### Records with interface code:
+++++

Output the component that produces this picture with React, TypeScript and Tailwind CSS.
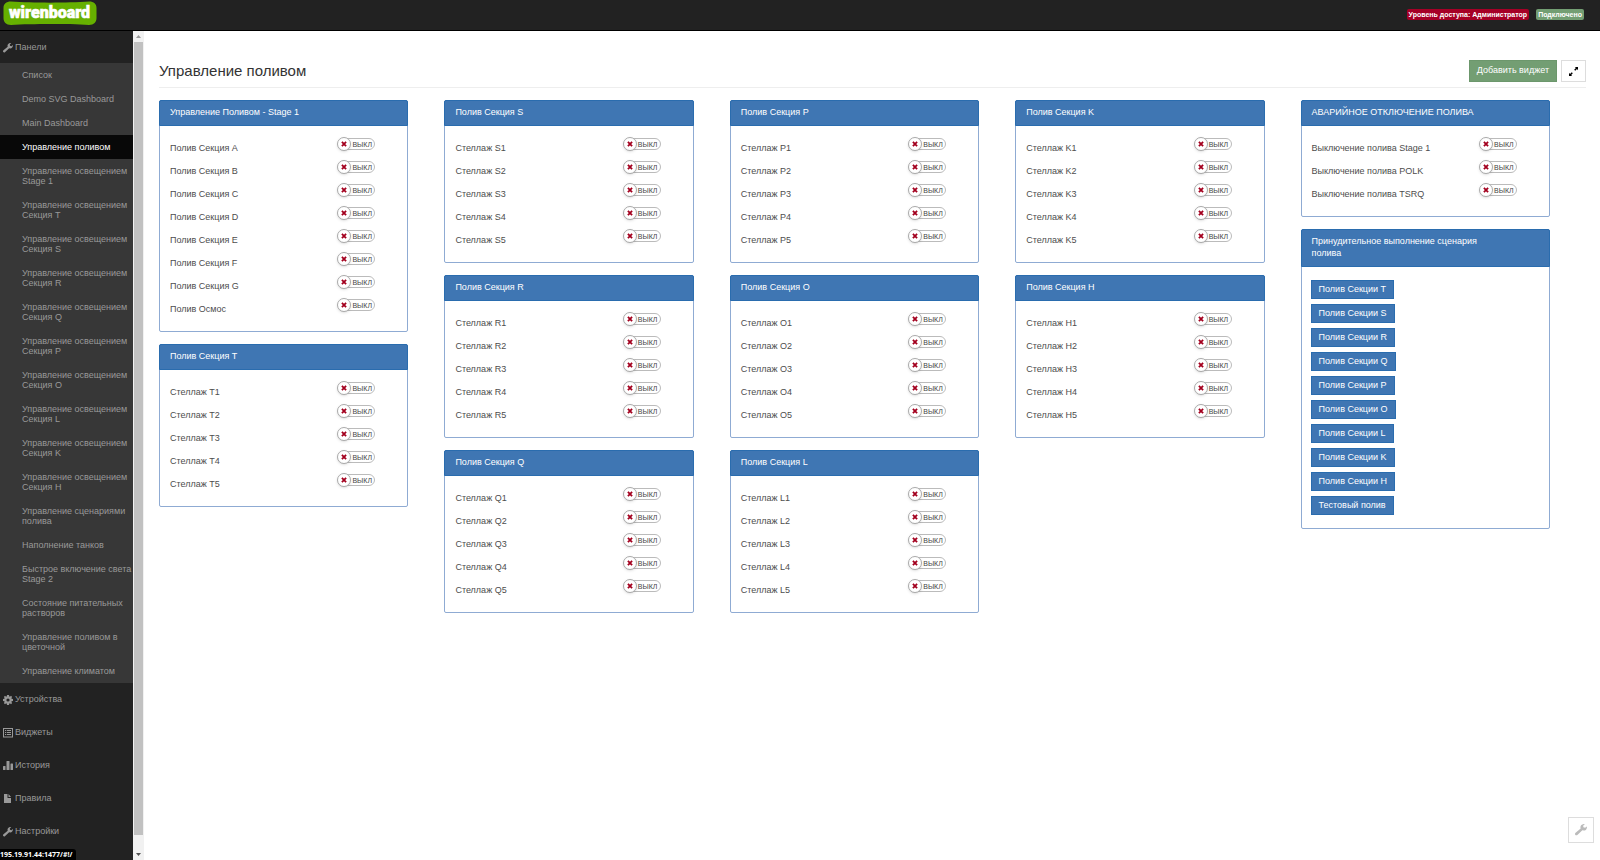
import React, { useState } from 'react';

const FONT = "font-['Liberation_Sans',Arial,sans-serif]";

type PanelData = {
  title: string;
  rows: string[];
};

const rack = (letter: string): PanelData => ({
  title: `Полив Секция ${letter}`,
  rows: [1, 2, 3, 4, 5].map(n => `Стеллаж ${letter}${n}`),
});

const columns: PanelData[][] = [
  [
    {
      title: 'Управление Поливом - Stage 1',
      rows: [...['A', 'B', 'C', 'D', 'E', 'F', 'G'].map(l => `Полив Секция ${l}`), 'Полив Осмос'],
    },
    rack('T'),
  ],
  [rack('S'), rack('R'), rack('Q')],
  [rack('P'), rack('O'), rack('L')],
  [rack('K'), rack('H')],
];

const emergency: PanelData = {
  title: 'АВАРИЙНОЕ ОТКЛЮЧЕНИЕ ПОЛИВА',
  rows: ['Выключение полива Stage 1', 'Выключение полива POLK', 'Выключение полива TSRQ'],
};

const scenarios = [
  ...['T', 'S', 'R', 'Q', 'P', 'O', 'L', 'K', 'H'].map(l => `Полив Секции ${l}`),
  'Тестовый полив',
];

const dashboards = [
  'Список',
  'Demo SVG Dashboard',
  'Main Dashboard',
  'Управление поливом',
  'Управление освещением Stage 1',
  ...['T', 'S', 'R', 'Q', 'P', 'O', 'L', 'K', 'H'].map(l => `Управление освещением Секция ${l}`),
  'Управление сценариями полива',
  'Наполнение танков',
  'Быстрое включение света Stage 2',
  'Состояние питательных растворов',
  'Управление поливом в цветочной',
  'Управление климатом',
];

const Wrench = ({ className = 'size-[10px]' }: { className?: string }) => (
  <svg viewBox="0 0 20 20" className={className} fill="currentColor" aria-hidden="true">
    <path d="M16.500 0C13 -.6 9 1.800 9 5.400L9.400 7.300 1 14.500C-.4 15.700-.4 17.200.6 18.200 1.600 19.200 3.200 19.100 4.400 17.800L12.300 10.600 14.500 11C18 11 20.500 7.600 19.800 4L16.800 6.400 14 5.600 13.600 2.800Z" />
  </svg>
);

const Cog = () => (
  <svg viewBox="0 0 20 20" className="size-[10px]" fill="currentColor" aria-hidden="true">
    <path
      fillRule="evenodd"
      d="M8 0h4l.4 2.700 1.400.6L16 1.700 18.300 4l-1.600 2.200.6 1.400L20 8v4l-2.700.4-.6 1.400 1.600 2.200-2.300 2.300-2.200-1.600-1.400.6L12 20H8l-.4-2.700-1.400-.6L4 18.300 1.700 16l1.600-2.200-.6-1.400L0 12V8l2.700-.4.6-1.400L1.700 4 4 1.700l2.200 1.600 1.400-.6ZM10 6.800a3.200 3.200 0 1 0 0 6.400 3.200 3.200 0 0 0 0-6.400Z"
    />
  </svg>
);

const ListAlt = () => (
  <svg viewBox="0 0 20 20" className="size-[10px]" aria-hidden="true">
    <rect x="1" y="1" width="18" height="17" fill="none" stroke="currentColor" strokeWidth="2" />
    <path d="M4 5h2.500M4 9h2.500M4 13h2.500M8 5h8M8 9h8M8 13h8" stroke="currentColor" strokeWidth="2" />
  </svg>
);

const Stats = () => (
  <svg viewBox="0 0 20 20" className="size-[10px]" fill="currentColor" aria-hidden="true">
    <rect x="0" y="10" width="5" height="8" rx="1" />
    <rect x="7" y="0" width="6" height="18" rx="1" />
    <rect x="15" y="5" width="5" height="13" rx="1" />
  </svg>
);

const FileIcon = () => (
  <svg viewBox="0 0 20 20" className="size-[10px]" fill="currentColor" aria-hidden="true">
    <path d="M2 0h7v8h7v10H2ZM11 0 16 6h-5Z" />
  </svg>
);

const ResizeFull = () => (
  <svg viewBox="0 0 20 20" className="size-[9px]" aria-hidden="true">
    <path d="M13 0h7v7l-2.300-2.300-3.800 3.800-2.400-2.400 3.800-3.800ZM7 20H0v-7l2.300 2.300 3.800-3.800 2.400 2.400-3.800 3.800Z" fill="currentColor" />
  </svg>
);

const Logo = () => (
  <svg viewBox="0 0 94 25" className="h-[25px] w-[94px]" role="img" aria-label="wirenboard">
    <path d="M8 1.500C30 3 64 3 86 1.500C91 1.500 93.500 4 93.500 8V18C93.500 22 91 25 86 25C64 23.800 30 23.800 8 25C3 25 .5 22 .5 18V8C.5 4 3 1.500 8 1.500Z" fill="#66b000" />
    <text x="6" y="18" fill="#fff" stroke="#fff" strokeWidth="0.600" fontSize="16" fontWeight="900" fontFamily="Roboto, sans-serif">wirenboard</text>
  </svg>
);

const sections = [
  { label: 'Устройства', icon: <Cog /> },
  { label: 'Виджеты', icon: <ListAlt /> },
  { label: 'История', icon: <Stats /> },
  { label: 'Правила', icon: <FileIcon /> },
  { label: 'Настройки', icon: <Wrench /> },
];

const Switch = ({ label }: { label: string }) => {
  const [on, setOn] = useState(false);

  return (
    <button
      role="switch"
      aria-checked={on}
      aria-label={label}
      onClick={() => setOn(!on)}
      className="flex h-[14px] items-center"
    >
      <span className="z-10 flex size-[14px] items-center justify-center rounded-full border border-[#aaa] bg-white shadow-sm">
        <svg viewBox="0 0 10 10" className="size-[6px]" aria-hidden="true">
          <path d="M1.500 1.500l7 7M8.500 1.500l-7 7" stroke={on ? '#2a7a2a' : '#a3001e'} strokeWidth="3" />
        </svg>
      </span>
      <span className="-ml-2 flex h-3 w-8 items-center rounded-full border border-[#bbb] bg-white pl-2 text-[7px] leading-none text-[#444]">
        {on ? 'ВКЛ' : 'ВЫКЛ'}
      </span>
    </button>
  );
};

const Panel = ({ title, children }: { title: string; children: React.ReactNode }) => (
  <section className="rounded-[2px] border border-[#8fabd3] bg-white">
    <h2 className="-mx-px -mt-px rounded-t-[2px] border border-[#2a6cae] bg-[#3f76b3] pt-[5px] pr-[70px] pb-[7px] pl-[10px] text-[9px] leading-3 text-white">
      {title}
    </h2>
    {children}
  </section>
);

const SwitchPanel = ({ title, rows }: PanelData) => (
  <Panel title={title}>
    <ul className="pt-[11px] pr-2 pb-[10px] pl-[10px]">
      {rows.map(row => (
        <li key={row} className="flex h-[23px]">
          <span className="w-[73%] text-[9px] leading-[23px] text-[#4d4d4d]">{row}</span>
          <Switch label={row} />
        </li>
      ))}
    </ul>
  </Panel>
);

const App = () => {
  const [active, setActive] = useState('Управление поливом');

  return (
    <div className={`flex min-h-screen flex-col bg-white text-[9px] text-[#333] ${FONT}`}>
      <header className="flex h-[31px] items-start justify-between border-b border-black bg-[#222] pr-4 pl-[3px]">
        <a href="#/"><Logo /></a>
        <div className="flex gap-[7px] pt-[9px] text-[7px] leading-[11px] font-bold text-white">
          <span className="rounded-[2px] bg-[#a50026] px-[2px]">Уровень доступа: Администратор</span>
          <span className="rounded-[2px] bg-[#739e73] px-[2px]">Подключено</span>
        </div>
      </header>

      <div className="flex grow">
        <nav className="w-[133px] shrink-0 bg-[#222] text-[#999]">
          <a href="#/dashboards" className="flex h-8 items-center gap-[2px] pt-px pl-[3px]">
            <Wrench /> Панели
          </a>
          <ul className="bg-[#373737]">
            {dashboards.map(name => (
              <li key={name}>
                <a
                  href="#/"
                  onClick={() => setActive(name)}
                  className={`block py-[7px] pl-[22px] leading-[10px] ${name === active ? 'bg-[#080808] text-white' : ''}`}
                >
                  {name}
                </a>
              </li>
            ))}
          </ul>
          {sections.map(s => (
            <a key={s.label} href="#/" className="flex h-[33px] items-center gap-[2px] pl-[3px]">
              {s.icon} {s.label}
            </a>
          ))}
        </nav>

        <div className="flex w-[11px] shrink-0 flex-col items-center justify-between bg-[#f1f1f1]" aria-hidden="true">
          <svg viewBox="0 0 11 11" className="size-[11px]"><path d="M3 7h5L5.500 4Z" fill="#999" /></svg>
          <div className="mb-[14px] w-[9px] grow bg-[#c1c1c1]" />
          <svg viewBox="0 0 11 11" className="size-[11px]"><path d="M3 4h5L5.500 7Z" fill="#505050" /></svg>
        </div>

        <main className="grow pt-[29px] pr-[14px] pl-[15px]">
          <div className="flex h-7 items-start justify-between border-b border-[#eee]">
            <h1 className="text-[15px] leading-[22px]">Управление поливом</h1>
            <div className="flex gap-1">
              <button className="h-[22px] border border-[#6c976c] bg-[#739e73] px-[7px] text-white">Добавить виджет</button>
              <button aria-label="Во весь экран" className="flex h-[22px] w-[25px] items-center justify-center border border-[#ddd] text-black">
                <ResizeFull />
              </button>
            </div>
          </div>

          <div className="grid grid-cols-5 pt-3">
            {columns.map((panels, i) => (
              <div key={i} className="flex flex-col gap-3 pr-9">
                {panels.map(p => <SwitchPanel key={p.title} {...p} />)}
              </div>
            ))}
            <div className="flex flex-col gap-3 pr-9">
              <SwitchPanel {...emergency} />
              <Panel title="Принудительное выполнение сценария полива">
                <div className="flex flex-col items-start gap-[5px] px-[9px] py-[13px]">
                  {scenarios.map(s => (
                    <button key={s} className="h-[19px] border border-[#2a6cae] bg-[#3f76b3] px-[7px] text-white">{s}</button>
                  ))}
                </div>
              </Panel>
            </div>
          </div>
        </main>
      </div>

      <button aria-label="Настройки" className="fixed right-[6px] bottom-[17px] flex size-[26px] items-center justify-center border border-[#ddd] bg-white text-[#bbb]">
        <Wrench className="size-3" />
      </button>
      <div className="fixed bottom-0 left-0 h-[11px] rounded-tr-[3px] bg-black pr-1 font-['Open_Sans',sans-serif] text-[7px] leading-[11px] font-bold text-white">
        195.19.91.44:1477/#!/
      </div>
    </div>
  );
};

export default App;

+++++

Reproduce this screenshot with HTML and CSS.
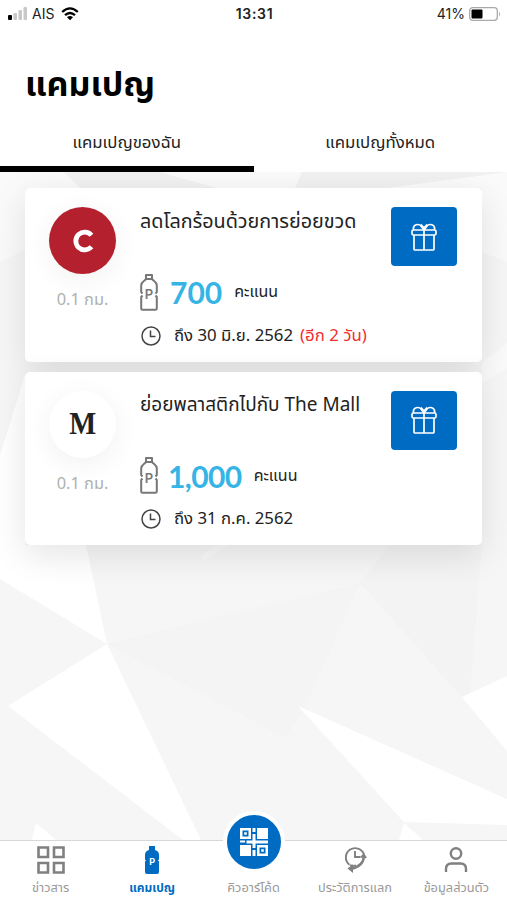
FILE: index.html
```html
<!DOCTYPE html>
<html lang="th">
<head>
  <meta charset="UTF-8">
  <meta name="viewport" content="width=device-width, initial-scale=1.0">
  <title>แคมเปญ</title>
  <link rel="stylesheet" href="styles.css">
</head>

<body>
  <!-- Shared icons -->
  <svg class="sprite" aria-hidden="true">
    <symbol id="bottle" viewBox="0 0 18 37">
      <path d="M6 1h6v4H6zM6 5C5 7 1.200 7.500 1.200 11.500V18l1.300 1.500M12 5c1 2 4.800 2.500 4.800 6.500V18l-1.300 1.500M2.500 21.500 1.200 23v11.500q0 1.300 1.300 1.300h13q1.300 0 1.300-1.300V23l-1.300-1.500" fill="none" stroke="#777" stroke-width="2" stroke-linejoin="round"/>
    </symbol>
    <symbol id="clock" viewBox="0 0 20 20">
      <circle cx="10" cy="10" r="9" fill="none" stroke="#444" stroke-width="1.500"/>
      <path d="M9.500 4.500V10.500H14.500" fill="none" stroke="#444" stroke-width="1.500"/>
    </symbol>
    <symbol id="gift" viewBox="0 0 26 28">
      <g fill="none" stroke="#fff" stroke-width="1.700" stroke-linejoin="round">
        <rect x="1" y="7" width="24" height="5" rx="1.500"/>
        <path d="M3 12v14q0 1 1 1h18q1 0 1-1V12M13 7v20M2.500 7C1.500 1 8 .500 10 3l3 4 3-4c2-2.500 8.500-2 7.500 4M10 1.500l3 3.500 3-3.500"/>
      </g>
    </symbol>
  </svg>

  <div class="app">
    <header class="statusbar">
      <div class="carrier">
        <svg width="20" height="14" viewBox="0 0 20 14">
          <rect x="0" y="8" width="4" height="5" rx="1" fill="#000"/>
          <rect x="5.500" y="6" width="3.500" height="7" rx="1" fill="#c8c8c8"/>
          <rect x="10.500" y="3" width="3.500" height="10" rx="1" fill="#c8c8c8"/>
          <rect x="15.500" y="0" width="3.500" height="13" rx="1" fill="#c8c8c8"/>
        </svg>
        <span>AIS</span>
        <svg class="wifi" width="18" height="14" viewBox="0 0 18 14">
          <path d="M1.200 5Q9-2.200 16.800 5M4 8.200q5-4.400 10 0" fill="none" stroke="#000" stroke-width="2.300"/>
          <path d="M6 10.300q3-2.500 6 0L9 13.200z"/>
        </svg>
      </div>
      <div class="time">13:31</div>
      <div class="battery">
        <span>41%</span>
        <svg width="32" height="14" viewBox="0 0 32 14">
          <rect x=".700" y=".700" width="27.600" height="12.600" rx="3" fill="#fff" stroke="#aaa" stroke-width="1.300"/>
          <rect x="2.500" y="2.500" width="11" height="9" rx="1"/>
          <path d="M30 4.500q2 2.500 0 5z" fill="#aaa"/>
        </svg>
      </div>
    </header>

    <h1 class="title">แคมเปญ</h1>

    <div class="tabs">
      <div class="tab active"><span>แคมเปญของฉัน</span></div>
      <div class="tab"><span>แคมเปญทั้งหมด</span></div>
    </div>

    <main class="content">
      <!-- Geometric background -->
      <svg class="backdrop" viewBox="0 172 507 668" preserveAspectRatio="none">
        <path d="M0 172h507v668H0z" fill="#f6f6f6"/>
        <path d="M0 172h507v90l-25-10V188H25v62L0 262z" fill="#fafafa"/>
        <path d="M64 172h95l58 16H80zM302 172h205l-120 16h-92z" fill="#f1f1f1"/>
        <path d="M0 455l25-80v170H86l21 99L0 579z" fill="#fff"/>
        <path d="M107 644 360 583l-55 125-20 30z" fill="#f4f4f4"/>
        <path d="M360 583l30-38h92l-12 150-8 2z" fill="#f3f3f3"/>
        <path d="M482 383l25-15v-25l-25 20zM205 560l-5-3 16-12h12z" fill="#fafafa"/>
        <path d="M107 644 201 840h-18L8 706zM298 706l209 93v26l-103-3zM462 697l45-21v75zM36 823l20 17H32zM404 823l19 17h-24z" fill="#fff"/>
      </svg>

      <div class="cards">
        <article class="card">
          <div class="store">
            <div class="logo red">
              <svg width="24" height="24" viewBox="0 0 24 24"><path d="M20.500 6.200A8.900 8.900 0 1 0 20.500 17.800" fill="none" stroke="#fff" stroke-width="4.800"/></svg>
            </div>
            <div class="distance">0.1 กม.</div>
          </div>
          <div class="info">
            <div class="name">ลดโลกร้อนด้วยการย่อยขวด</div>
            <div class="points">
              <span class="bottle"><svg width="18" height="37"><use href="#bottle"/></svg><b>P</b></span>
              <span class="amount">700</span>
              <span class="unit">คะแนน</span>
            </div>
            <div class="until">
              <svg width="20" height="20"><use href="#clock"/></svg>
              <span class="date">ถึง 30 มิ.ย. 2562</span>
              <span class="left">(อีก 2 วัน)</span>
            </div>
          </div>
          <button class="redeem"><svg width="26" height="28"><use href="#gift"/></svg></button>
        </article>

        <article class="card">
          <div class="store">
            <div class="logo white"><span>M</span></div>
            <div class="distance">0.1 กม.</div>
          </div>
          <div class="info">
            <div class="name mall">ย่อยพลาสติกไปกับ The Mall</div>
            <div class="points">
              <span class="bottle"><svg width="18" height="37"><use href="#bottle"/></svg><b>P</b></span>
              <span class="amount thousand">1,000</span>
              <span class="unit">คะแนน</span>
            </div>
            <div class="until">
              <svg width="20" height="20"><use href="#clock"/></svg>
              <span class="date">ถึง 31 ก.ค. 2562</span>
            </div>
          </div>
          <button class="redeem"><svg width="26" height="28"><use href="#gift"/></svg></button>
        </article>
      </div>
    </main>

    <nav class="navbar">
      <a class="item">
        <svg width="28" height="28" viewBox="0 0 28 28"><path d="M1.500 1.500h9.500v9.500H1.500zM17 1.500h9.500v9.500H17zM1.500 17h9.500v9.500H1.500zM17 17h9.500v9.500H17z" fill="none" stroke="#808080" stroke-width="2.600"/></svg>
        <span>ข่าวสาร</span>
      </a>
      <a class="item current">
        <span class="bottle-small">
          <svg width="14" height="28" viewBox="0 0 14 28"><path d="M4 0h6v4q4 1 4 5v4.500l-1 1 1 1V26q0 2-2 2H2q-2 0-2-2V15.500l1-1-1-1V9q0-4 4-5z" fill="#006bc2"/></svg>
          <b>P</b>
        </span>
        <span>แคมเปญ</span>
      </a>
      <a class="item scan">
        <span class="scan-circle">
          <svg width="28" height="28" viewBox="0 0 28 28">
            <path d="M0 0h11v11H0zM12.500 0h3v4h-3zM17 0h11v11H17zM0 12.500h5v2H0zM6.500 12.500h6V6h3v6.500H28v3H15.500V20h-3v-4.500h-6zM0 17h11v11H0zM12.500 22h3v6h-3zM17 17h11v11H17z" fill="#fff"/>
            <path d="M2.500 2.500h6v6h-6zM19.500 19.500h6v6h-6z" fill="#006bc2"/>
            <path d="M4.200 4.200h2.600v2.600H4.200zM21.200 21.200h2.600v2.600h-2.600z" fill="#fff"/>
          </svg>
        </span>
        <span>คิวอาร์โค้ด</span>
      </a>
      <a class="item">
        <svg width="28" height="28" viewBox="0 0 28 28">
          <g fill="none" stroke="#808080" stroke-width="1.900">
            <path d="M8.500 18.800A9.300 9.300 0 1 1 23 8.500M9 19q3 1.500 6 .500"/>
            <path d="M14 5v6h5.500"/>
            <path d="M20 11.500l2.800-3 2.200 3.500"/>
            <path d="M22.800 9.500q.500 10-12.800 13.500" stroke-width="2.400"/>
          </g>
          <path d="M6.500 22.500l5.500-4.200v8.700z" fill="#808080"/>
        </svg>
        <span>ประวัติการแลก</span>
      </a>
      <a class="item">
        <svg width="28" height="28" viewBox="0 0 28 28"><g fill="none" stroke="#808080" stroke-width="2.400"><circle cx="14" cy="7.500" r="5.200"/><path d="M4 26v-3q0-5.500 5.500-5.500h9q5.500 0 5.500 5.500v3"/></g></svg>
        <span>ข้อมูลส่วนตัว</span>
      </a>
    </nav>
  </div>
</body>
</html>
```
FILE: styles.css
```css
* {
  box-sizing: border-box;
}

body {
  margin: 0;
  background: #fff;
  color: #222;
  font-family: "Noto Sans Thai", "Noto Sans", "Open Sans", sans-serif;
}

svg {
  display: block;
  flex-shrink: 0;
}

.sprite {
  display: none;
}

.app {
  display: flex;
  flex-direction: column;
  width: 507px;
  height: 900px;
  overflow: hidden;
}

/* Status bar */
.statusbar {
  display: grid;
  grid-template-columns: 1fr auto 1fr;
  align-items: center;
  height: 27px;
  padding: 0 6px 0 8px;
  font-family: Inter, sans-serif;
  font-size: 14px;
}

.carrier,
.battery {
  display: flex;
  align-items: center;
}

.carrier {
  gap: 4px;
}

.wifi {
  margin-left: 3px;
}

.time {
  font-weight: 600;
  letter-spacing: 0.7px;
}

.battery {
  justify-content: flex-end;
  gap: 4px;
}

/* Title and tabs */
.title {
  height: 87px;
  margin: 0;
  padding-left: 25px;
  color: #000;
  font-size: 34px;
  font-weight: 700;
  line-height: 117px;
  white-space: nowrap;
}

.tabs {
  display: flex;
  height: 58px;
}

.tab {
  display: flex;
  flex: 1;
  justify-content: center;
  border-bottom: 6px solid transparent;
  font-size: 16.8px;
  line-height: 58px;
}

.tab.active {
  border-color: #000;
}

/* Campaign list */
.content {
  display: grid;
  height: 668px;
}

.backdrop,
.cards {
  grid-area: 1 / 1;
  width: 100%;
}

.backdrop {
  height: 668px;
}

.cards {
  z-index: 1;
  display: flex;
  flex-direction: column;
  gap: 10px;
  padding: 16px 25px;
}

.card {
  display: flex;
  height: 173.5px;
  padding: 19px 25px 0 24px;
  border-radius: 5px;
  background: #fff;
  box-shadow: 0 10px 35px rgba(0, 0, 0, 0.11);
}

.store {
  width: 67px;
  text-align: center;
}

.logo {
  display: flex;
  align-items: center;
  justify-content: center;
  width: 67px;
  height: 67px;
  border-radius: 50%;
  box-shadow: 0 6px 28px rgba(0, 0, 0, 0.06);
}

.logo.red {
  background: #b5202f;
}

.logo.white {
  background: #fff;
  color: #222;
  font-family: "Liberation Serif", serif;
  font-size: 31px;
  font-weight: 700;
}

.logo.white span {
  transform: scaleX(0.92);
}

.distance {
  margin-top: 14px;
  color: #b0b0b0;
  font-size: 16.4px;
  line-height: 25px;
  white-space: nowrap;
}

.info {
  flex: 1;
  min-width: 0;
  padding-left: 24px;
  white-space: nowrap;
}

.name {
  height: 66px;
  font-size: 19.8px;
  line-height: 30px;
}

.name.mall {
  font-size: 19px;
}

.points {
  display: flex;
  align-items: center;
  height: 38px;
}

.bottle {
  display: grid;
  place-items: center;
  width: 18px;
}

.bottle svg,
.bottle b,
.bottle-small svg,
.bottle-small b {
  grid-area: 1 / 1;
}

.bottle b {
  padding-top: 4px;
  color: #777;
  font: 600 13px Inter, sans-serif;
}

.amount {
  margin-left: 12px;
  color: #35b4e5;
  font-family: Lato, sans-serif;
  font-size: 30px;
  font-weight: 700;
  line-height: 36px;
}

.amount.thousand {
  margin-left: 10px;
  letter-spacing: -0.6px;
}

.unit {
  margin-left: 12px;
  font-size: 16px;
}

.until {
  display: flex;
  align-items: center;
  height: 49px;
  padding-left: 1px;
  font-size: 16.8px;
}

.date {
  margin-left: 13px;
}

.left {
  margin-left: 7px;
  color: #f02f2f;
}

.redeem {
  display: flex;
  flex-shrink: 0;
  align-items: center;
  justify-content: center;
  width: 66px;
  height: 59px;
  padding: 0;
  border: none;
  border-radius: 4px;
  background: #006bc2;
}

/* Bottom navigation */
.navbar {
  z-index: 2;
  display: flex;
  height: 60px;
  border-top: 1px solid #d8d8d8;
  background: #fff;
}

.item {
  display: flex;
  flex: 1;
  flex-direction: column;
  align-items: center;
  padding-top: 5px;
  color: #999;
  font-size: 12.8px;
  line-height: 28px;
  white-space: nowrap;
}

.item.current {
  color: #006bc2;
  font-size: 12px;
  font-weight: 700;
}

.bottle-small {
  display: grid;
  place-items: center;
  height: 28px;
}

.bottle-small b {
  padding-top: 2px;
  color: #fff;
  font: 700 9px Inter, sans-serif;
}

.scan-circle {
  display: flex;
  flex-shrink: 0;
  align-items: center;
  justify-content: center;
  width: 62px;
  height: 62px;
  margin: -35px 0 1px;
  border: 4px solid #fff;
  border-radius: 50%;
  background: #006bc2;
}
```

+++++

### Problem description:
From the listing above, collect every line that mentions the word "React".

### Expected output:
Output the component that produces this picture with React, TypeScript and Tailwind CSS.
import React, { useState } from 'react';
const Panel = ({ title, children }: { title: string; children: React.ReactNode }) => (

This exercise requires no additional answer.